Thank you for the replies, I'll take any suggestions offered, as I'm still trying to fully understand what is going on and where my partner truly fits - though I'm seeing overlaps in different diagnosis and nothing is obviously cut and dried and able to fit into specific boxes as all humans are so unique.  I can easily recognise the different faces/voices that are shown to me, and from what I have read of other experiences, my partner is easier than some it would seem.  Despite this apparent ease, I find that at times I'm feeling tired/drained and struggling personally which is how I am feeling today.   Thank you for your kindness

Latchkey

Hi Gale,
Are you living with your partner full time? Do you get out by yourself for work or other activities regularly?
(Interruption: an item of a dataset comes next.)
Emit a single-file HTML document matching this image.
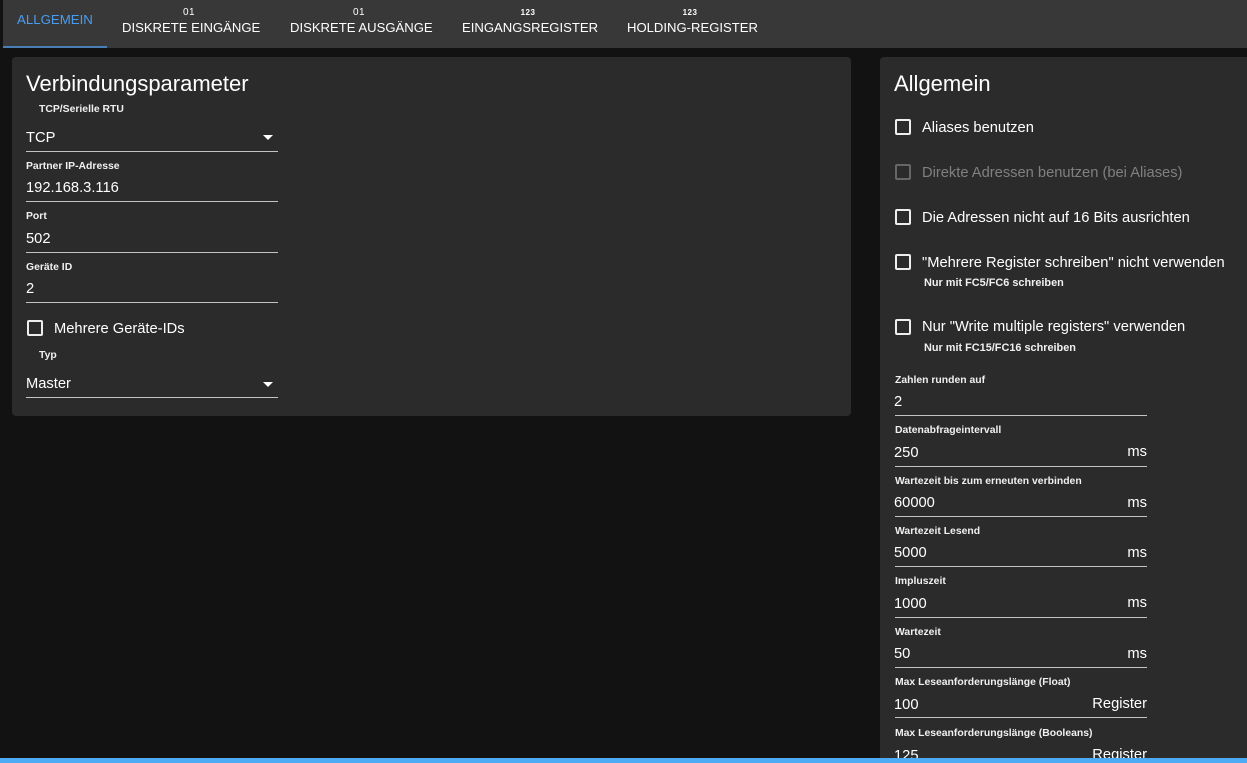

It's important to recharge your batteries often when dealing with high stress relationship dynamics.

Latchkey
What is your plan to do with your one wild and precious life?
-Mary Oliver
-
I can be changed by what happens to me but I refuse to be reduced by it.
-Maya Angelou
-
When we have the courage to do what we need to do, we unleash mighty forces that come to our aid.

Gale

Thanks for the replies.  Yes he lives with me full time in my house where I have been living alone for the last 5 years.  I have my own traumatic past but only a drop compared to  the horrors my partner has survived. 

It's been two months since I did this first post, in that time he lost his job (through no fault of his own, a lot of people lost their jobs through the company downsizing), and this has definitely not helped with his ability to cope.  He has very little needs to be met so is not a financial burden, however it has been somewhat of an emotional burden, but I am still determined to support him.

I am very good at listening, and I have a talent for watching and paying close attention to people, most especially ones that I love, so I use all of my skills as much as possible, and I have learned a lot about him, bit by bit details of what he has gone through, learned to identify who I'm talking to by the slightest changes that I doubt others would even notice, and understand a lot more.  I'm very well aware that this is most likely the tip of the iceberg, and now know from a very hard two weeks, that it is very important that I keep track of his sleeping/eating and that he get enough of both, otherwise one particular part of his chaos will take over and all hell breaks loose - it was my first time meeting/experiencing it and due to my lack of sleep and loss of concentration on him, I reacted rather than paying better attention and breathing calmly, but now I know what to look for and are better prepared for the future.

As I mentioned, I have my own traumatic past, and I think that this has equipped me somewhat for what I'm facing with him, and while I have never met anyone like him before, and certainly had no real idea of any of this, I seem to be able to take it all reasonably in stride. 

We have a brutal open honesty about everything which I believe is the only way to make this all work, and I know that I am the first person/place in his entire life where he knows there is no judgment, there is no need to be on the defense against physical or emotional attack, I will not lie or take advantage of him, I am his first 'safe' place ever, and I will not do anything to destroy that, and he sees this and knows it but at times still finds it difficult to accept, but knows that he has the space to finally look at what has happened in his life, and start to come to terms with it.

Working through this with him is also helping me learn more about myself and my own past, something I have always done quietly and on my own.

It's a long hard road that I have accepted with him, I know that, but I have committed to this and I can only imagine what my life would have been like if someone had been there for me as I am for him now.